Problem requirements —
Repeat the listing word for word. No pictures belong in the copy.

Provided material —
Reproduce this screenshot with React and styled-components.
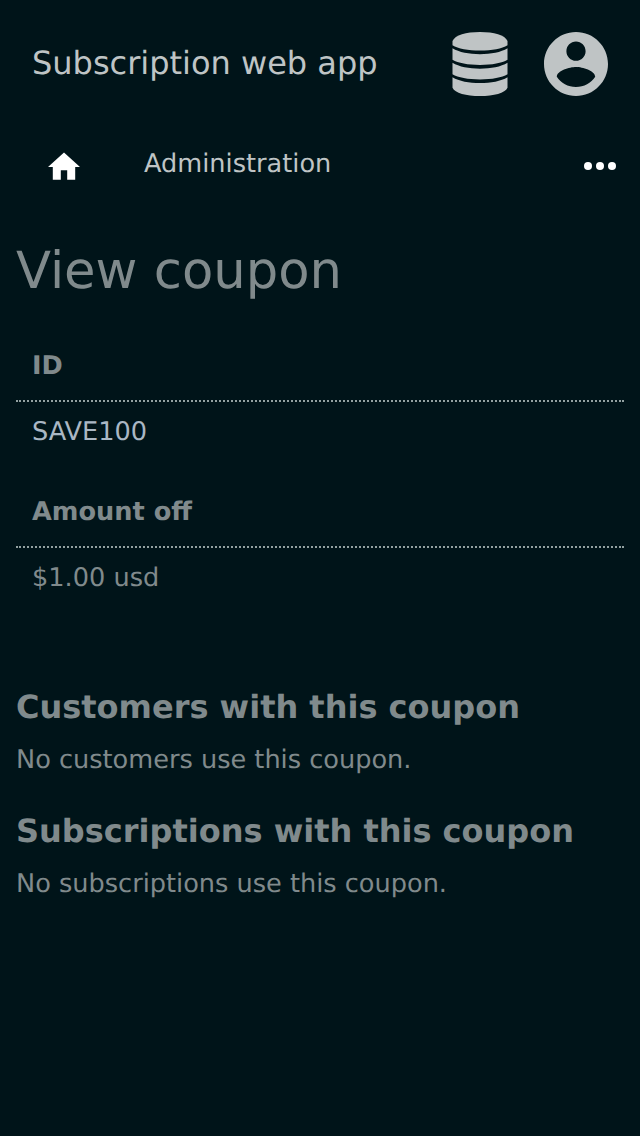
import React from 'react';
import styled, { createGlobalStyle } from 'styled-components';

const Global = createGlobalStyle`
  * { box-sizing: border-box; }
  html, body { margin: 0; background: #001419; }
  body {
    font-family: "DejaVu Sans", sans-serif;
    font-size: 26px;
    color: #808a8c;
    text-rendering: geometricPrecision;
  }
`;
const Page = styled.div`
  min-height: 1136px;
  background: #001419;
`;
const Header = styled.header`
  display: flex;
  align-items: center;
  height: 128px;
  padding: 0 32px;
  color: #bfc4c5;
`;
const Brand = styled.div`
  flex: 1;
  margin-top: -2px;
  font-size: 32px;
  line-height: 38px;
`;
const MenuIcon = styled.svg`
  display: block;
  width: ${(p) => p.$width}px;
  height: 64px;
  margin-left: ${(p) => p.$gap || 0}px;
  fill: currentColor;
`;
const Nav = styled.nav`
  display: flex;
  align-items: center;
  height: 76px;
  padding: 0 24px 0 48px;
  color: #fff;
`;
const NavIcon = styled.svg`
  display: block;
  width: 32px;
  height: 32px;
  fill: currentColor;
`;
const NavLink = styled.a`
  flex: 1;
  margin: -4px 0 0 64px;
  color: #bfc4c5;
  font-size: 25.6px;
  line-height: 30px;
`;
const Content = styled.main`
  padding: 37px 16px 0;
`;
const Title = styled.h1`
  margin: 0 0 31px;
  font-size: 51.2px;
  font-weight: 400;
  line-height: 60px;
`;
const Field = styled.section`
  margin-bottom: 16px;
`;
const Label = styled.div`
  height: 70px;
  padding: 19px 16px 0;
  border-bottom: 2px dotted #93a1a1;
  font-size: 25.6px;
  font-weight: 700;
  line-height: 30px;
`;
const Value = styled.div`
  height: 60px;
  padding: 15px 16px 0;
  font-size: 25.6px;
  line-height: 30px;
  color: ${(p) => (p.$bright ? '#aab7c4' : 'inherit')};
`;
const Heading = styled.h2`
  margin: 0;
  font-size: 32px;
  line-height: 38px;
`;
const Note = styled.p`
  margin: 19px 0 37px;
  font-size: 25.6px;
  line-height: 30px;
`;
const Related = styled.div`
  padding-top: 64px;
`;

export default function App() {
  return (
    <Page>
      <Global />
      <Header>
        <Brand>Subscription web app</Brand>
        <MenuIcon $width={56} viewBox="0 0 56 64">
          <path d="M.5 9C3 3 14 0 28 0s25 3 27.500 9v4.200C50 16.800 40 18.500 28 18.500S6 16.800 .5 13.200z" />
          <path d="M.5 16.300C7 20.300 17 22.200 28 22.200S49 20.300 55.500 16.300v11.500C50 31.200 40 32.900 28 32.900S6 31.200 .5 27.800z" />
          <path d="M.5 30.800C7 34.800 17 36.700 28 36.700S49 34.800 55.500 30.800v11.500C50 45.700 40 47.400 28 47.400S6 45.700 .5 42.300z" />
          <path d="M.5 45.200C7 49.200 17 51.100 28 51.100S49 49.200 55.500 45.200v10.500C53 61 42 64 28 64S3 61 .5 55.700z" />
        </MenuIcon>
        <MenuIcon $width={64} $gap={36} viewBox="2 2 20 20">
          <path d="M12 2C6.480 2 2 6.480 2 12s4.480 10 10 10 10-4.480 10-10S17.520 2 12 2zm0 3c1.660 0 3 1.340 3 3s-1.340 3-3 3-3-1.340-3-3 1.340-3 3-3zm0 14.200c-2.500 0-4.710-1.280-6-3.220.03-1.990 4-3.080 6-3.080 1.990 0 5.970 1.090 6 3.080-1.290 1.940-3.500 3.220-6 3.220z" />
        </MenuIcon>
      </Header>
      <Nav>
        <NavIcon viewBox="2 1.4 20 20"><path d="M10 20v-6h4v6h5v-8h3L12 3 2 12h3v8z" /></NavIcon>
        <NavLink>Administration</NavLink>
        <NavIcon viewBox="0 0 32 32"><circle cx="4" cy="16" r="4" /><circle cx="16" cy="16" r="4" /><circle cx="28" cy="16" r="4" /></NavIcon>
      </Nav>
      <Content>
        <Title>View coupon</Title>
        <Field><Label>ID</Label><Value $bright>SAVE100</Value></Field>
        <Field><Label>Amount off</Label><Value>$1.00 usd</Value></Field>
        <Related>
          <Heading>Customers with this coupon</Heading>
          <Note>No customers use this coupon.</Note>
          <Heading>Subscriptions with this coupon</Heading>
          <Note>No subscriptions use this coupon.</Note>
        </Related>
      </Content>
    </Page>
  );
}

Finished answer —
Reproduce this screenshot with React and styled-components.
import React from 'react';
import styled, { createGlobalStyle } from 'styled-components';

const Global = createGlobalStyle`
  * { box-sizing: border-box; }
  html, body { margin: 0; background: #001419; }
  body {
    font-family: "DejaVu Sans", sans-serif;
    font-size: 26px;
    color: #808a8c;
    text-rendering: geometricPrecision;
  }
`;
const Page = styled.div`
  min-height: 1136px;
  background: #001419;
`;
const Header = styled.header`
  display: flex;
  align-items: center;
  height: 128px;
  padding: 0 32px;
  color: #bfc4c5;
`;
const Brand = styled.div`
  flex: 1;
  margin-top: -2px;
  font-size: 32px;
  line-height: 38px;
`;
const MenuIcon = styled.svg`
  display: block;
  width: ${(p) => p.$width}px;
  height: 64px;
  margin-left: ${(p) => p.$gap || 0}px;
  fill: currentColor;
`;
const Nav = styled.nav`
  display: flex;
  align-items: center;
  height: 76px;
  padding: 0 24px 0 48px;
  color: #fff;
`;
const NavIcon = styled.svg`
  display: block;
  width: 32px;
  height: 32px;
  fill: currentColor;
`;
const NavLink = styled.a`
  flex: 1;
  margin: -4px 0 0 64px;
  color: #bfc4c5;
  font-size: 25.6px;
  line-height: 30px;
`;
const Content = styled.main`
  padding: 37px 16px 0;
`;
const Title = styled.h1`
  margin: 0 0 31px;
  font-size: 51.2px;
  font-weight: 400;
  line-height: 60px;
`;
const Field = styled.section`
  margin-bottom: 16px;
`;
const Label = styled.div`
  height: 70px;
  padding: 19px 16px 0;
  border-bottom: 2px dotted #93a1a1;
  font-size: 25.6px;
  font-weight: 700;
  line-height: 30px;
`;
const Value = styled.div`
  height: 60px;
  padding: 15px 16px 0;
  font-size: 25.6px;
  line-height: 30px;
  color: ${(p) => (p.$bright ? '#aab7c4' : 'inherit')};
`;
const Heading = styled.h2`
  margin: 0;
  font-size: 32px;
  line-height: 38px;
`;
const Note = styled.p`
  margin: 19px 0 37px;
  font-size: 25.6px;
  line-height: 30px;
`;
const Related = styled.div`
  padding-top: 64px;
`;

export default function App() {
  return (
    <Page>
      <Global />
      <Header>
        <Brand>Subscription web app</Brand>
        <MenuIcon $width={56} viewBox="0 0 56 64">
          <path d="M.5 9C3 3 14 0 28 0s25 3 27.500 9v4.200C50 16.800 40 18.500 28 18.500S6 16.800 .5 13.200z" />
          <path d="M.5 16.300C7 20.300 17 22.200 28 22.200S49 20.300 55.500 16.300v11.500C50 31.200 40 32.900 28 32.900S6 31.200 .5 27.800z" />
          <path d="M.5 30.800C7 34.800 17 36.700 28 36.700S49 34.800 55.500 30.800v11.500C50 45.700 40 47.400 28 47.400S6 45.700 .5 42.300z" />
          <path d="M.5 45.200C7 49.200 17 51.100 28 51.100S49 49.200 55.500 45.200v10.500C53 61 42 64 28 64S3 61 .5 55.700z" />
        </MenuIcon>
        <MenuIcon $width={64} $gap={36} viewBox="2 2 20 20">
          <path d="M12 2C6.480 2 2 6.480 2 12s4.480 10 10 10 10-4.480 10-10S17.520 2 12 2zm0 3c1.660 0 3 1.340 3 3s-1.340 3-3 3-3-1.340-3-3 1.340-3 3-3zm0 14.200c-2.500 0-4.710-1.280-6-3.220.03-1.990 4-3.080 6-3.080 1.990 0 5.970 1.090 6 3.080-1.290 1.940-3.500 3.220-6 3.220z" />
        </MenuIcon>
      </Header>
      <Nav>
        <NavIcon viewBox="2 1.4 20 20"><path d="M10 20v-6h4v6h5v-8h3L12 3 2 12h3v8z" /></NavIcon>
        <NavLink>Administration</NavLink>
        <NavIcon viewBox="0 0 32 32"><circle cx="4" cy="16" r="4" /><circle cx="16" cy="16" r="4" /><circle cx="28" cy="16" r="4" /></NavIcon>
      </Nav>
      <Content>
        <Title>View coupon</Title>
        <Field><Label>ID</Label><Value $bright>SAVE100</Value></Field>
        <Field><Label>Amount off</Label><Value>$1.00 usd</Value></Field>
        <Related>
          <Heading>Customers with this coupon</Heading>
          <Note>No customers use this coupon.</Note>
          <Heading>Subscriptions with this coupon</Heading>
          <Note>No subscriptions use this coupon.</Note>
        </Related>
      </Content>
    </Page>
  );
}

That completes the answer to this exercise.